Finance minister Pranab Mukherjee is likely to slash the securities transaction tax (STT), in a move that is likely to boost investor sentiments. The government is, however, unlikely to impose the commodity transaction tax (CTT) on commodity futures and options.
STT, first introduced in 2004, is imposed on transactions in equity-related instruments including shares and derivatives. It is payable equally by the buyer and the seller at 0.125% of the transaction value of transactions.
The finance ministry is actively considering reducing STT by 50% to drive equity volumes, said a government source on the condition of anonymity.
A complete withdrawal of STT is, however, ruled out.
“A cut in STT will have a significant and positive impact on investor sentiments,” the official said.
The government is also unlikely to re-introduce the CTT. Being hedging platforms, commodity derivatives are similar to currency and interest rate derivatives.
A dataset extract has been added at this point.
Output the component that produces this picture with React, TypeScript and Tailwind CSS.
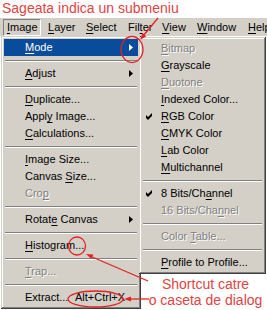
import React from 'react'

type Entry =
  | { sep: true }
  | {
      sep?: false
      label: string
      u?: number
      off?: boolean
      sub?: boolean
      on?: boolean
      check?: boolean
      shortcut?: string
    }

const imageMenu: Entry[] = [
  { label: 'Mode', u: 0, sub: true, on: true },
  { sep: true },
  { label: 'Adjust', u: 0, sub: true },
  { sep: true },
  { label: 'Duplicate...', u: 0 },
  { label: 'Apply Image...', u: 4 },
  { label: 'Calculations...', u: 0 },
  { sep: true },
  { label: 'Image Size...', u: 0 },
  { label: 'Canvas Size...', u: 7 },
  { label: 'Crop', u: 3, off: true },
  { sep: true },
  { label: 'Rotate Canvas', u: 5, sub: true },
  { sep: true },
  { label: 'Histogram...', u: 0 },
  { sep: true },
  { label: 'Trap...', u: 0, off: true },
  { sep: true },
  { label: 'Extract...', shortcut: 'Alt+Ctrl+X' },
]

const modeMenu: Entry[] = [
  { label: 'Bitmap', u: 0, off: true },
  { label: 'Grayscale', u: 0 },
  { label: 'Duotone', u: 0, off: true },
  { label: 'Indexed Color...', u: 0 },
  { label: 'RGB Color', u: 0, check: true },
  { label: 'CMYK Color', u: 0 },
  { label: 'Lab Color', u: 0 },
  { label: 'Multichannel', u: 0 },
  { sep: true },
  { label: '8 Bits/Channel', u: 9, check: true },
  { label: '16 Bits/Channel', u: 11, off: true },
  { sep: true },
  { label: 'Color Table...', u: 6, off: true },
  { sep: true },
  { label: 'Profile to Profile...', u: 0 },
]

const menuBar = [
  { label: 'Layer', u: 0, w: 'w-[38px]' },
  { label: 'Select', u: 0, w: 'w-[42px]' },
  { label: 'Filter', u: 3, w: 'w-[34px]' },
  { label: 'View', u: 0, w: 'w-[35px]' },
  { label: 'Window', u: 0, w: 'w-[51px]' },
  { label: 'Help', u: 0, w: 'w-[40px]' },
]

function Label({ text, u }: { text: string; u?: number }) {
  if (u === undefined) return <>{text}</>
  return (
    <>
      {text.slice(0, u)}
      <span className="underline decoration-1 underline-offset-[2px]">{text[u]}</span>
      {text.slice(u + 1)}
    </>
  )
}

function Check() {
  return (
    <svg width="7" height="7" viewBox="0 0 7 7">
      <path d="M0 2 L2 4 L6 0 L6 3 L2 7 L0 5 Z" fill="#000" />
    </svg>
  )
}

function Arrow({ light }: { light?: boolean }) {
  return (
    <svg width="4" height="7" viewBox="0 0 4 7">
      <polygon points="0,0 4,3.5 0,7" fill={light ? '#fff' : '#000'} />
    </svg>
  )
}

function Menu({ entries, indent }: { entries: Entry[]; indent: 'left' | 'sub' }) {
  return (
    <div className="bg-[#d4d0c8] p-[3px] shadow-[inset_-1px_-1px_0_#404040,inset_1px_1px_0_#d4d0c8,inset_-2px_-2px_0_#808080,inset_2px_2px_0_#ffffff]">
      {entries.map((e, i) => {
        if (e.sep) {
          return (
            <div key={i} className="h-[9px] pt-[4px] px-[1px]">
              <div className="h-[2px] border-t border-t-[#808080] border-b border-b-white" />
            </div>
          )
        }
        return (
          <div
            key={i}
            className={
              'flex items-center h-[17px] pr-[5px] whitespace-nowrap ' +
              (e.on ? 'bg-[#0a4c9c] text-white ' : '') +
              (e.off ? 'text-[#808080] [text-shadow:1px_1px_0_#ffffff] ' : '')
            }
          >
            {indent === 'left' ? (
              <div className="w-[21px] shrink-0" />
            ) : (
              <div className="w-[19px] shrink-0 pl-[4px] flex items-center">{e.check && <Check />}</div>
            )}
            {e.shortcut ? (
              <>
                <span className="w-[50px] shrink-0">
                  <Label text={e.label} u={e.u} />
                </span>
                <span>{e.shortcut}</span>
              </>
            ) : (
              <span>
                <Label text={e.label} u={e.u} />
              </span>
            )}
            {e.sub && (
              <span className="ml-auto flex items-center">
                <Arrow light={e.on} />
              </span>
            )}
          </div>
        )
      })}
    </div>
  )
}

export default function App() {
  return (
    <div className="relative w-[267px] h-[310px] overflow-hidden bg-white text-[11px] text-black font-['Liberation_Sans',Arial,sans-serif]">
      {/* annotation on top */}
      <div className="h-[18px] pl-[2px] text-[14px] leading-[17px] text-[#e04444] whitespace-nowrap">
        Sageata indica un submeniu
      </div>

      {/* menu bar */}
      <div className="h-[18px] bg-[#d4d0c8] pl-[3px] pt-[1px] flex items-start whitespace-nowrap">
        <div className="h-[17px] w-[38px] shrink-0 flex items-center pl-[3px] border border-t-[#808080] border-l-[#808080] border-r-white border-b-white">
          <Label text="Image" u={0} />
        </div>
        {menuBar.map((m) => (
          <div key={m.label} className={'h-[17px] shrink-0 flex items-center pl-[7px] ' + m.w}>
            <Label text={m.label} u={m.u} />
          </div>
        ))}
      </div>

      {/* dropdown + submenu */}
      <div className="flex items-start">
        <div className="ml-[1px] w-[140px] shrink-0">
          <Menu entries={imageMenu} indent="left" />
        </div>
        <div className="-ml-[2px] mt-[1px] w-[127px] shrink-0 flex flex-col">
          <Menu entries={modeMenu} indent="sub" />
          <div className="mt-[2px] pl-[6px] text-center text-[14px] leading-[16px] text-[#e04444] whitespace-nowrap">
            <div>Shortcut catre</div>
            <div>o caseta de dialog</div>
          </div>
        </div>
      </div>

      {/* red marks */}
      <svg className="absolute left-0 top-0 pointer-events-none" width="267" height="310" viewBox="0 0 267 310">
        <g stroke="#e42222" strokeWidth="1.3" fill="none">
          <line x1="158" y1="18" x2="143" y2="36" />
          <ellipse cx="132" cy="49.5" rx="11" ry="13" />
          <ellipse cx="77" cy="246" rx="8.5" ry="9" />
          <line x1="148" y1="281" x2="91" y2="256.5" />
          <ellipse cx="95.5" cy="299" rx="27.5" ry="8" />
          <line x1="149" y1="299" x2="130" y2="299" />
        </g>
        <g fill="#e42222">
          <polygon points="140,40 146.3,36.2 142.5,33" />
          <polygon points="86,254 93.4,254.5 91.4,259.1" />
          <polygon points="124,299 131,296.5 131,301.5" />
        </g>
      </svg>
    </div>
  )
}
“A high transaction cost, resulting from CTT, would diminish economic utility of this market, making risk management a costly proposition for stakeholders,” an official said.
Though transaction taxes on commodity derivatives trading was proposed in 2008-09, the proposal was reversed subsequently, with the argument that a tax on transaction on the fledgling market will be detrimental.
“There are some arguments that favour extending STT across all assets classes for establishing a level-playing field across stock and commodity markets,” the official said.